Comment by AndyKelley

Comment by AndyKelley a day ago

6 replies

It's unfortunate that the original authors of this interface didn't understand how important infallibility is to resource deallocation, and it's unfortunate that NFS authors didn't think carefully about this at all, but if you follow the advice of the text you pasted and read the section about how you can't retry close() after an error, it is clear that close is, in fact, a fundamentally infallible operation.

MrResearcher 14 hours ago

If the flush (syscall) fails, it's not possible to recover in user space, therefore the only sensible option is to abort() immediately.

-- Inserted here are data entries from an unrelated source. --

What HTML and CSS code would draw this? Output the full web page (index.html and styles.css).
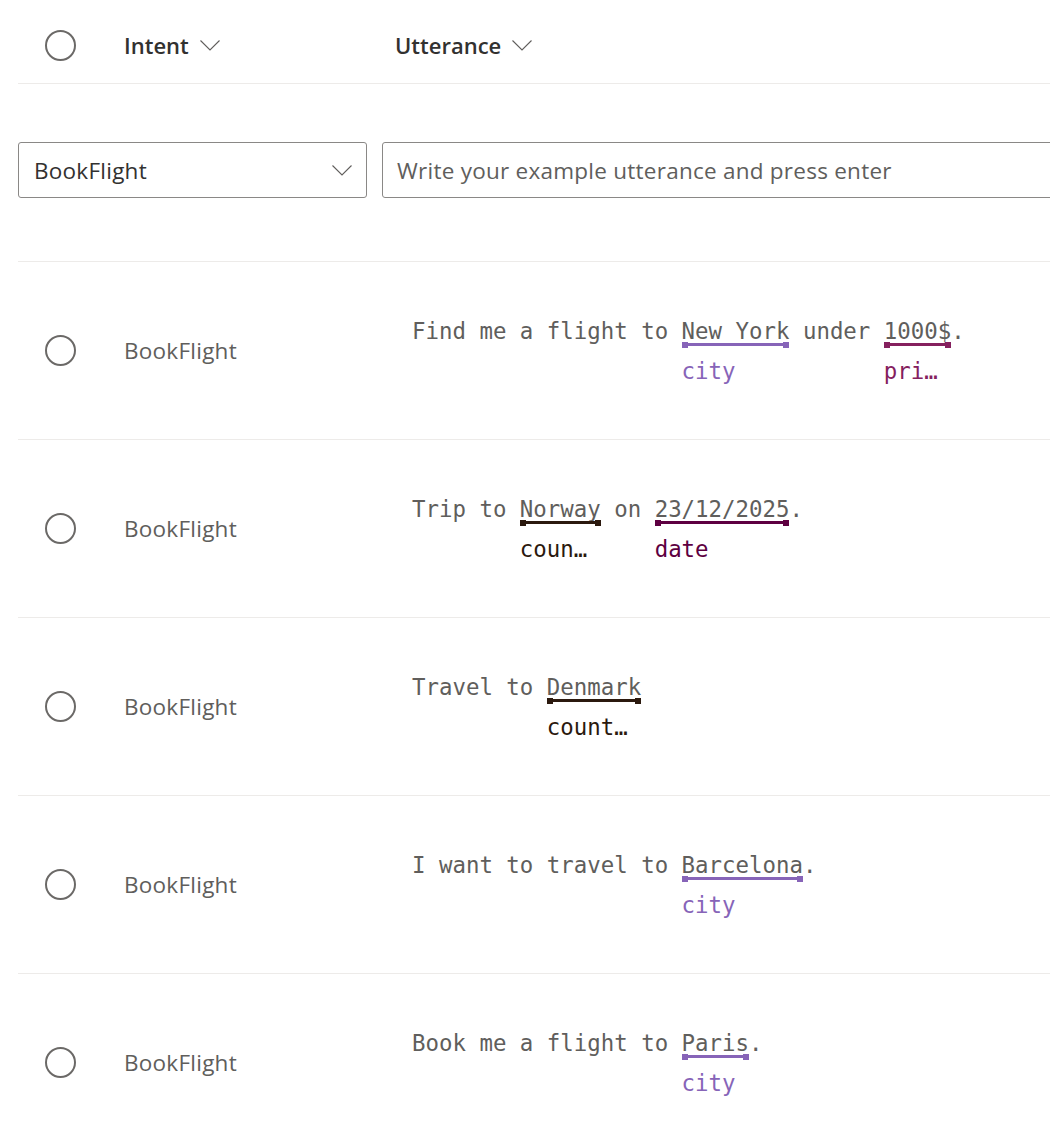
FILE: index.html
```html
<!DOCTYPE html>
<html lang="en">
<head>
<meta charset="utf-8">
<title>Utterances</title>
<link rel="stylesheet" href="styles.css">
</head>
<body>
<div class="page">
  <div class="header">
    <div class="check-cell"><span class="circle"></span></div>
    <div class="col-head">Intent <svg class="chev-sm" viewBox="0 0 20 11" width="20" height="11"><path d="M0.5 0.5 L10 10 L19.5 0.5" fill="none" stroke="#605e5c" stroke-width="1.1"/></svg></div>
    <div class="col-head">Utterance <svg class="chev-sm" viewBox="0 0 20 11" width="20" height="11"><path d="M0.5 0.5 L10 10 L19.5 0.5" fill="none" stroke="#605e5c" stroke-width="1.1"/></svg></div>
  </div>

  <div class="composer">
    <div class="dropdown">
      <span class="dd-value">BookFlight</span>
      <svg class="dd-chev" viewBox="0 0 20 11" width="20" height="11"><path d="M0.5 0.5 L10 10 L19.5 0.5" fill="none" stroke="#605e5c" stroke-width="1.1"/></svg>
    </div>
    <div class="textbox">Write your example utterance and press enter</div>
  </div>

  <div class="row">
    <div class="check-cell"><span class="circle"></span></div>
    <div class="intent">BookFlight</div>
    <div class="utter">Find me a flight to <span class="entity city"><span class="ent-text">New York</span><span class="bar"><span class="line"></span></span><span class="label">city</span></span> under <span class="entity price"><span class="ent-text">1000$</span><span class="bar"><span class="line"></span></span><span class="label">price</span></span>.</div>
  </div>

  <div class="row">
    <div class="check-cell"><span class="circle"></span></div>
    <div class="intent">BookFlight</div>
    <div class="utter">Trip to <span class="entity country"><span class="ent-text">Norway</span><span class="bar"><span class="line"></span></span><span class="label">country</span></span> on <span class="entity date"><span class="ent-text">23/12/2025</span><span class="bar"><span class="line"></span></span><span class="label">date</span></span>.</div>
  </div>

  <div class="row">
    <div class="check-cell"><span class="circle"></span></div>
    <div class="intent">BookFlight</div>
    <div class="utter">Travel to <span class="entity country"><span class="ent-text">Denmark</span><span class="bar"><span class="line"></span></span><span class="label">country</span></span></div>
  </div>

  <div class="row">
    <div class="check-cell"><span class="circle"></span></div>
    <div class="intent">BookFlight</div>
    <div class="utter">I want to travel to <span class="entity city"><span class="ent-text">Barcelona</span><span class="bar"><span class="line"></span></span><span class="label">city</span></span>.</div>
  </div>

  <div class="row">
    <div class="check-cell"><span class="circle"></span></div>
    <div class="intent">BookFlight</div>
    <div class="utter">Book me a flight to <span class="entity city"><span class="ent-text">Paris</span><span class="bar"><span class="line"></span></span><span class="label">city</span></span>.</div>
  </div>
</div>
</body>
</html>
```

FILE: styles.css
```css
html, body {
  margin: 0;
  padding: 0;
  background: #ffffff;
}
body {
  overflow: hidden;
  font-family: "Open Sans", "Noto Sans", "Liberation Sans", sans-serif;
}
.page {
  width: 1100px;
  padding-left: 18px;
}

/* header */
.header {
  display: grid;
  grid-template-columns: 106px 271px 1fr;
  align-items: center;
  height: 84px;
  box-sizing: border-box;
  padding-top: 7px;
  border-bottom: 1px solid #edebe9;
}
.check-cell {
  padding-left: 27px;
  display: flex;
  align-items: center;
}
.circle {
  display: block;
  width: 31px;
  height: 31px;
  box-sizing: border-box;
  border: 2px solid #6b6967;
  border-radius: 50%;
}
.col-head {
  display: flex;
  align-items: center;
  gap: 11px;
  font-size: 22px;
  font-weight: 600;
  color: #323130;
}
.chev-sm {
  display: block;
  margin-top: 1px;
}

/* composer */
.composer {
  display: flex;
  gap: 15px;
  padding: 58px 0 63px;
}
.dropdown {
  width: 349px;
  height: 56px;
  box-sizing: border-box;
  border: 1px solid #8a8886;
  border-radius: 3px;
  display: flex;
  align-items: center;
  justify-content: space-between;
  padding: 0 14px 0 15px;
}
.dd-value {
  font-size: 22.5px;
  color: #323130;
  letter-spacing: 0.25px;
}
.dd-chev {
  display: block;
}
.textbox {
  flex: 1;
  height: 56px;
  box-sizing: border-box;
  border: 1px solid #8a8886;
  border-radius: 3px;
  display: flex;
  align-items: center;
  padding-left: 14px;
  font-size: 22.5px;
  color: #605e5c;
  letter-spacing: 0.25px;
}

/* rows */
.row {
  display: grid;
  grid-template-columns: 106px 271px 1fr;
  align-items: center;
  height: 178px;
  box-sizing: border-box;
  border-top: 1px solid #edebe9;
}
.intent {
  font-size: 22.5px;
  color: #605e5c;
  letter-spacing: 0.25px;
}
.utter {
  padding-left: 17px;
  font-family: "DejaVu Sans Mono", "Liberation Mono", monospace;
  font-size: 22.4px;
  line-height: 26px;
  color: #605e5c;
  white-space: pre;
}
.entity {
  display: inline-flex;
  flex-direction: column;
  vertical-align: baseline;
}
.ent-text {
  line-height: 26px;
}
.bar {
  display: flex;
  align-items: center;
  height: 6px;
  margin-top: -2px;
}
.bar::before,
.bar::after {
  content: "";
  width: 6px;
  height: 6px;
  background: currentColor;
  flex: none;
}
.line {
  flex: 1;
  height: 3px;
  background: currentColor;
}
.label {
  contain: inline-size;
  margin-top: 10px;
  padding-right: 2px;
  line-height: 26px;
  overflow: hidden;
  text-overflow: ellipsis;
  white-space: nowrap;
}
.entity.city .bar, .entity.city .label { color: #8764b8; }
.entity.price .bar, .entity.price .label { color: #85205e; }
.entity.country .bar, .entity.country .label { color: #2b190e; }
.entity.date .bar, .entity.date .label { color: #5e0041; }
```
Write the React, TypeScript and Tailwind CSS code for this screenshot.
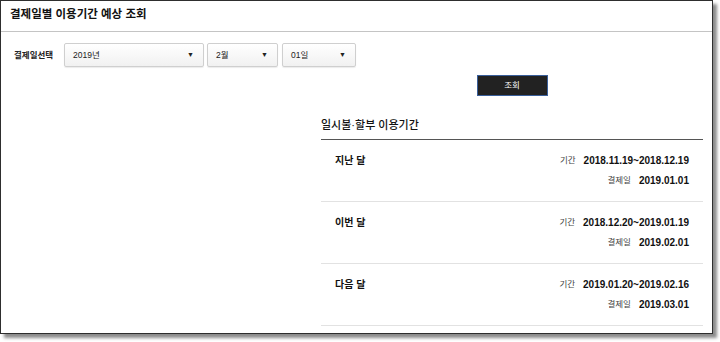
import React from 'react';

const font = { fontFamily: '"Liberation Sans", "Noto Sans CJK KR", sans-serif' };

const rows = [
  { name: '지난 달', period: '2018.11.19~2018.12.19', pay: '2019.01.01' },
  { name: '이번 달', period: '2018.12.20~2019.01.19', pay: '2019.02.01' },
  { name: '다음 달', period: '2019.01.20~2019.02.16', pay: '2019.03.01' },
];

function Select({ label, width }: { label: string; width: string }) {
  return (
    <div
      className={`${width} h-[24px] flex items-center justify-between pl-[8px] pr-[9px] border border-[#cfcfcf] rounded-[2px] bg-gradient-to-b from-white to-[#f1f1f1] shadow-[0_1px_1px_rgba(0,0,0,0.08)]`}
    >
      <span className="text-[8.5px] text-[#222]">{label}</span>
      <span className="text-[7px] text-[#222]">▼</span>
    </div>
  );
}

export default function App() {
  return (
    <div className="w-[720px] h-[342px] bg-white" style={font}>
      <div className="w-[713px] h-[334px] border border-[#2e2e2e] bg-white shadow-[4px_4px_3px_rgba(0,0,0,0.45)] flex flex-col">
        <div className="h-[31px] border-b border-[#c4c4c4] flex items-center pl-[9px] pb-[3px]">
          <h1 className="text-[11.5px] font-bold text-[#111]">결제일별 이용기간 예상 조회</h1>
        </div>

        <div className="flex items-center mt-[11px] pl-[13px]">
          <span className="text-[8.5px] font-bold text-[#222] w-[50px]">결제일선택</span>
          <Select label="2019년" width="w-[140px]" />
          <Select label="2월" width="w-[71px] ml-[3px]" />
          <Select label="01일" width="w-[74px] ml-[4px]" />
        </div>

        <div className="ml-[320px] w-[382px] flex flex-col">
          <div className="flex justify-center mt-[8px]">
            <button className="w-[71px] h-[21px] bg-[#222] border border-[#3a5f9a] text-white text-[8.5px]">
              조회
            </button>
          </div>

          <div className="mt-[21px] pb-[5px] border-b border-[#555]">
            <h2 className="text-[11px] font-medium text-[#111]">일시불·할부 이용기간</h2>
          </div>

          {rows.map((r) => (
            <div key={r.name} className="h-[62px] border-b border-[#e2e2e2] flex justify-between pl-[14px] pr-[14px] pt-[11px]">
              <div className="h-[20px] flex items-center text-[10px] font-bold text-[#111]">{r.name}</div>
              <div className="flex flex-col items-end">
                <div className="h-[20px] flex items-center gap-[8px]">
                  <span className="text-[8.5px] text-[#444]">기간</span>
                  <span className="text-[10px] font-bold text-[#111]">{r.period}</span>
                </div>
                <div className="h-[20px] flex items-center gap-[8px]">
                  <span className="text-[8.5px] text-[#444]">결제일</span>
                  <span className="text-[10px] font-bold text-[#111]">{r.pay}</span>
                </div>
              </div>
            </div>
          ))}
        </div>
      </div>
    </div>
  );
}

It's not even safe to perror("Mayday, mayday, flush() failed"), you must simply abort().

And, the moment you start flushing correctly: if(flush(...)) { abort(); }, it becomes infallible from the program's point of view, and can be safely invoked in destructors.

File closure operations, on the other hand, do have legitimate reasons to fail. In one of my previous adventures, we were asking the operator to put the archival tape back, and then re-issuing the close() syscall, with the driver checking that the tape is inserted and passing the control to the mechanical arm for further positioning of the tape, all of that in the drivers running in the kernel space. The program actually had to retry close() syscalls, and kept asking the operator to handle the tape (there were multiple scenarios for the operator how to proceed).

  • zozbot234 13 hours ago

    > In one of my previous adventures, we were asking the operator to put the archival tape back, and then re-issuing the close() syscall, with the driver checking that the tape is inserted and passing the control to the mechanical arm for further positioning of the tape, all of that in the drivers running in the kernel space.

    Why can't the OS itself do the prompting in this case, as part of processing the original close()? MS-DOG had its (A)bort/(R)etry/(I)gnore prompt for failing I/O operations, and AmigaOS could track media labels and ask the user to "insert $MEDIA_LABEL in drive".

    • MrResearcher 12 hours ago

      Because DOS relied on BIOS interrupt 10h to handle I/O:

        mov si, GREETINGS_STRING
        print_loop:
          lodsb                  ; Load next byte into AL, advance SI
          cmp al, 0              ; Check for null terminator
          je done
      
          mov ah, 0Eh            ; BIOS teletype output
          mov bh, 0              ; Page number = 0
          mov bl, 07h            ; Light gray on black in text mode
          int 10h                ; Print character in AL
      
          jmp print_loop
        done:
          ...
      
        GREETINGS_STRING db "Hello, BIOS world!", 0
      
      And linux doesn't rely on BIOS for output I/O, it provides TTY subsystem and then programs use devices like /dev/tty for I/O. Run $ lspci in your console: which of those devices should the kernel use for output? The kernel wouldn't know that and BIOS is no longer of any help.
      • zozbot234 12 hours ago

        > which of those devices should the kernel use for output?

        Whatever facility it uses for showing kernel panics, perhaps. Though one could also use IPC facilities such as dbus to issue a prompt in the session of whatever user is currently managing that media device.

  • jcalvinowens 12 hours ago

    If the tape drive failed close() in a way that did not deallocate the file descriptor, that was just straight up a bug.

    Retrying close() is dangerous, if the file descriptor was successfully deallocated, it might have already been re-allocated by another thread. I'd guess the program you're describing was single threaded though (it can still bite there though)

jcalvinowens 12 hours ago

Yeah, close() can't fail, but it can return an error. It's kind of odd.

How could one fix that though? It seems pretty unavoidable to me because write() is more or less asynchronous to actual disk I/O.

You could add finalize() which is distinct from close(), but IMHO that's even more confusing.